Every player on an NBA roster has exceptional physical attributes. Out of those 15 guys on the roster, only about 8 or 9 get any meaningful playing-time. And out of those 8 or 9 guys, only one or two are considered “Superstars,” (e.g. your LeBrons, Stephs, and Westbrooks). So, are these Superstars great because they are significantly better athletes/physical specimens than the other guys? (Maybe LeBron isn’t the best example…) If all athletic success was based solely on physical attributes, then Steph Curry, at 6’3″ 190 lbs, would probably be one of the worst players in the league, and we would be awarding MVP trophies to guys who dominate in the dunk contest.

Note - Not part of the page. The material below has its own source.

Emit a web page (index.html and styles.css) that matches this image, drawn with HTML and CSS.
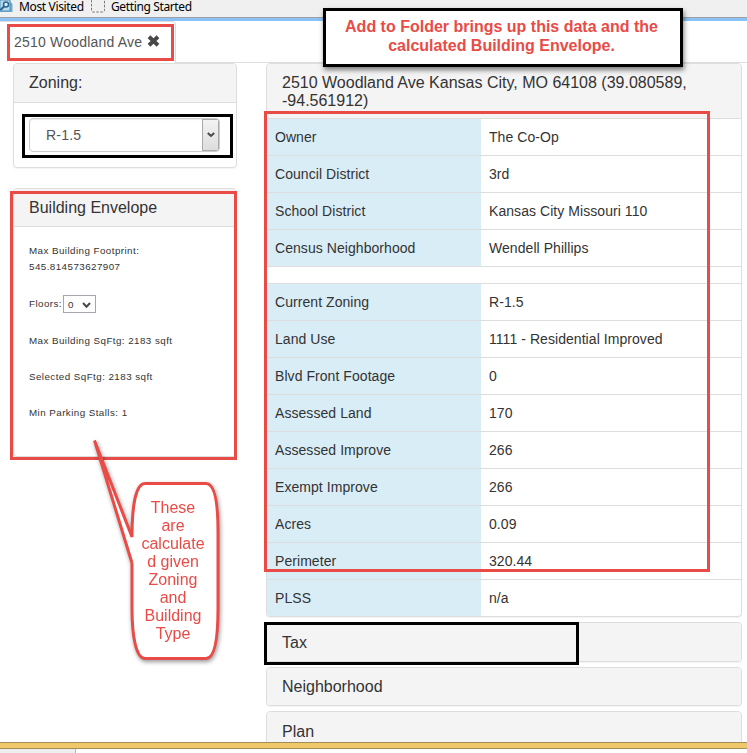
FILE: index.html
```html
<!DOCTYPE html>
<html lang="en">
<head>
<meta charset="utf-8">
<title>2510 Woodland Ave</title>
<link rel="stylesheet" href="styles.css">
</head>
<body>
<div class="app">
  <header class="bookmarks">
    <svg class="visited-icon" width="13" height="14" viewBox="0 0 13 14"><path d="M0 0H9L12.500 4V12H0Z" fill="#6fa9cc"/><path d="M0 0H10V11H0Z" fill="#b7dcef" stroke="#5391b7"/><circle cx="6" cy="4.500" r="2.500" fill="#d8f0fb" stroke="#2b6690" stroke-width="1.500"/><path d="M4 6.500L0.500 10" stroke="#2b6690" stroke-width="2"/></svg>
    <span class="bookmark visited">Most Visited</span>
    <svg class="page-icon" width="14" height="14" viewBox="0 0 14 14"><rect x=".5" y="-.5" width="13" height="12.500" rx="1.500" fill="none" stroke="#777" stroke-dasharray="2.500 1.500"/></svg>
    <span class="bookmark started">Getting Started</span>
  </header>
  <nav class="tabs">
    <div class="tab"><span class="tab-label">2510 Woodland Ave</span>
      <svg class="close" width="13" height="12" viewBox="0 0 13 12"><path d="M2 1.800L11 10.200M11 1.800L2 10.200" stroke="#484848" stroke-width="3.900"/></svg>
    </div>
  </nav>
  <main class="columns">
    <aside class="side">
      <section class="panel zoning">
        <h2>Zoning:</h2>
        <div class="zoning-body"><div class="select"><span>R-1.5</span><div class="arrow"><svg width="8" height="6" viewBox="0 0 8 6"><path d="M.8 1L4 4L7.200 1" fill="none" stroke="#484848" stroke-width="2"/></svg></div></div></div>
      </section>
      <section class="panel envelope">
        <h2>Building Envelope</h2>
        <div class="envelope-body">
          <p class="footprint">Max Building Footprint:<br>545.814573627907</p>
          <p class="floors">Floors: <span class="floor-select">0<svg width="9" height="7" viewBox="0 0 9 7"><path d="M1 1L4.500 4.700L8 1" fill="none" stroke="#484848" stroke-width="2"/></svg></span></p>
          <p>Max Building SqFtg: 2183 sqft</p>
          <p>Selected SqFtg: 2183 sqft</p>
          <p>Min Parking Stalls: 1</p>
        </div>
      </section>
    </aside>
    <div class="details">
      <section class="panel property">
        <h2>2510 Woodland Ave Kansas City, MO 64108 (39.080589, -94.561912)</h2>
        <dl>
          <div class="row"><dt>Owner</dt><dd>The Co-Op</dd></div>
          <div class="row"><dt>Council District</dt><dd>3rd</dd></div>
          <div class="row"><dt>School District</dt><dd>Kansas City Missouri 110</dd></div>
          <div class="row"><dt>Census Neighborhood</dt><dd>Wendell Phillips</dd></div>
          <div class="row gap"></div>
          <div class="row"><dt>Current Zoning</dt><dd>R-1.5</dd></div>
          <div class="row"><dt>Land Use</dt><dd>1111 - Residential Improved</dd></div>
          <div class="row"><dt>Blvd Front Footage</dt><dd>0</dd></div>
          <div class="row"><dt>Assessed Land</dt><dd>170</dd></div>
          <div class="row"><dt>Assessed Improve</dt><dd>266</dd></div>
          <div class="row"><dt>Exempt Improve</dt><dd>266</dd></div>
          <div class="row"><dt>Acres</dt><dd>0.09</dd></div>
          <div class="row"><dt>Perimeter</dt><dd>320.44</dd></div>
          <div class="row"><dt>PLSS</dt><dd>n/a</dd></div>
        </dl>
      </section>
      <section class="panel folded tax"><h2>Tax</h2></section>
      <section class="panel folded"><h2>Neighborhood</h2></section>
      <section class="panel folded plan"><h2>Plan</h2></section>
    </div>
  </main>
  <footer><div class="gold"></div><div class="status"></div></footer>

  <div class="mark red mark-tab"></div>
  <div class="mark black mark-zoning"></div>
  <div class="mark red mark-envelope"></div>
  <div class="mark red mark-table"></div>
  <div class="mark black mark-tax"></div>
  <div class="note">Add to Folder brings up this data and the<br>calculated Building Envelope.</div>
  <div class="callout">
    <svg width="140" height="235" viewBox="0 0 140 235"><path d="M47.500 101L9.500 6L47.500 128V172C47.500 200 51 222 60 222H121C130 222 133 200 133 172V96C133 68 130 48 121 48H60C51 48 47.500 68 47.500 90Z" fill="#fff" stroke="none"/><path d="M47 127V172C47 200 51 222.500 60 222.500H121C130 222.500 133 200 133 172V96C133 68 130 47.500 121 47.500H60C51 47.500 47 68 47 101L9.500 4.500L47 127" fill="none" stroke="#e94b46" stroke-width="3" stroke-linejoin="bevel"/></svg>
    <p>These<br>are<br>calculate<br>d given<br>Zoning<br>and<br>Building<br>Type</p>
  </div>
</div>
</body>
</html>
```
FILE: styles.css
```css
* { box-sizing: border-box; }
body { margin: 0; font: 14px/20px "Liberation Sans", Arial, sans-serif; color: #333; background: #fff; }
h2, p, dl, dd { margin: 0; }
svg { display: block; flex: none; }
.app { position: relative; width: 747px; height: 753px; overflow: hidden; display: flex; flex-direction: column; }
.bookmarks { flex: none; height: 21px; background: #f0f0f0; border-bottom: 3px solid #88c2f6; box-shadow: inset 0 -1px #a0a0a0; display: flex; align-items: flex-start; font: 12px/13px "Noto Sans", sans-serif; color: #000; }
.bookmark { white-space: nowrap; }
.visited { margin-left: 6px; width: 72px; letter-spacing: -.35px; }
.started { margin-left: 6px; letter-spacing: -.37px; }
.tabs { flex: none; height: 42px; border-bottom: 1px solid #ddd; }
.tab { width: 176px; height: 42px; border: 1px solid #ddd; border-left: 0; border-bottom: 0; border-radius: 0 4px 0 0; background: #fff; padding: 10px 0 0 14px; display: flex; color: #555; }
.tab-label { width: 133px; white-space: nowrap; letter-spacing: .2px; }
.close { margin-top: 3px; }
.columns { flex: none; height: 679px; overflow: hidden; display: flex; gap: 29px; padding-left: 13px; }
.side { width: 224px; }
.details { width: 476px; }
.panel { border: 1px solid #ddd; border-radius: 4px; box-shadow: 0 1px 1px rgba(0,0,0,.05); background: #fff; overflow: hidden; }
.panel h2 { background: #f4f4f4; border-bottom: 1px solid #ddd; padding: 10px 15px; font-size: 16px; line-height: 18px; font-weight: normal; }
.zoning { height: 105px; margin-bottom: 20px; }
.zoning-body { padding: 15px; }
.select { width: 191px; height: 34px; border: 1px solid #ccc; border-radius: 4px; display: flex; justify-content: space-between; padding-left: 16px; line-height: 32px; color: #555; letter-spacing: .2px; overflow: hidden; box-shadow: inset 0 1px 1px rgba(0,0,0,.08); }
.arrow { width: 17px; border: 1px solid #aaa; background: linear-gradient(#f3f3f3, #ddd); display: flex; align-items: center; justify-content: center; }
.envelope { height: 269px; }
.envelope h2 { height: 38px; }
.envelope-body { padding: 16px 15px; font-size: 9.8px; line-height: 16px; letter-spacing: .44px; color: #333; }
.envelope p { margin-bottom: 20px; white-space: nowrap; }
.envelope .floors { display: flex; height: 18px; align-items: center; gap: 1px; }
.floor-select { width: 33px; height: 18px; border: 1px solid #a5a5ad; display: flex; align-items: center; justify-content: space-between; padding: 1px 4px 0; }
.floor-select svg { margin-top: 2px; }
.property { height: 554px; margin-bottom: 5px; }
.property h2 { height: 55px; padding-bottom: 8px; }
.row { display: flex; height: 37px; border-bottom: 1px solid #ddd; line-height: 20px; letter-spacing: .06px; }
.row:last-child { border-bottom: 0; }
.row.gap { height: 17px; }
.row dt { width: 214px; background: #d9edf7; padding: 8px; }
.row dd { padding: 8px; }
.folded { height: 39px; margin-bottom: 5px; }
.folded.tax { height: 40px; }
.folded h2 { border: 0; height: 38px; }
.folded.tax h2, .folded.plan h2 { padding-top: 11px; }
footer { flex: none; }
.gold { height: 7px; background: #f0c869; border: solid #a18d58; border-width: 1px 0; }
.status { width: 76px; height: 4px; background: #eee; border-right: 1px solid #b8b8b8; }
.mark { position: absolute; border: 3px solid #e94b46; }
.mark.black { border-color: #000; }
.mark-tab { left: 7px; top: 24px; width: 167px; height: 37px; }
.mark-zoning { left: 22px; top: 114px; width: 211px; height: 44px; }
.mark-envelope { left: 10px; top: 191px; width: 227px; height: 269px; }
.mark-table { left: 264px; top: 111px; width: 446px; height: 461px; }
.mark-tax { left: 264px; top: 622px; width: 315px; height: 43px; }
.note { position: absolute; left: 323px; top: 8px; width: 360px; height: 59px; background: #fff; border: 3px solid #000; box-shadow: 1px 3px 5px rgba(0,0,0,.5); padding: 6px 3px 0 0; text-align: center; white-space: nowrap; font-weight: bold; font-size: 16px; line-height: 19px; color: #e94b46; }
.callout { position: absolute; left: 85px; top: 436px; width: 140px; height: 235px; filter: drop-shadow(1px 2px 2px rgba(0,0,0,.4)); }
.callout p { position: absolute; left: 50px; top: 63px; width: 76px; text-align: center; font-size: 16px; line-height: 18px; color: #e94b46; }
```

Obviously, this isn’t how it works–basketball is more than just raw athletic talent and being able to jump through the roof. You also need to be able to shoot, dribble, pass, rebound, block shots, get steals, etc. But, there are also plenty of players in the league who are freakishly athletic and can shoot lights-out…but they’re good, not great players.
So, what makes a great player? This is where cognitive ability comes in. You could be 6’10”, have great ball-handling skills, and be able to dunk from the foul line; but if you don’t have court awareness and repeatedly turn the ball over, it doesn’t help the team win and you’ll never see the court. The following players have certain cognitive aspects of their game that makes them great–and a nightmare for opponents.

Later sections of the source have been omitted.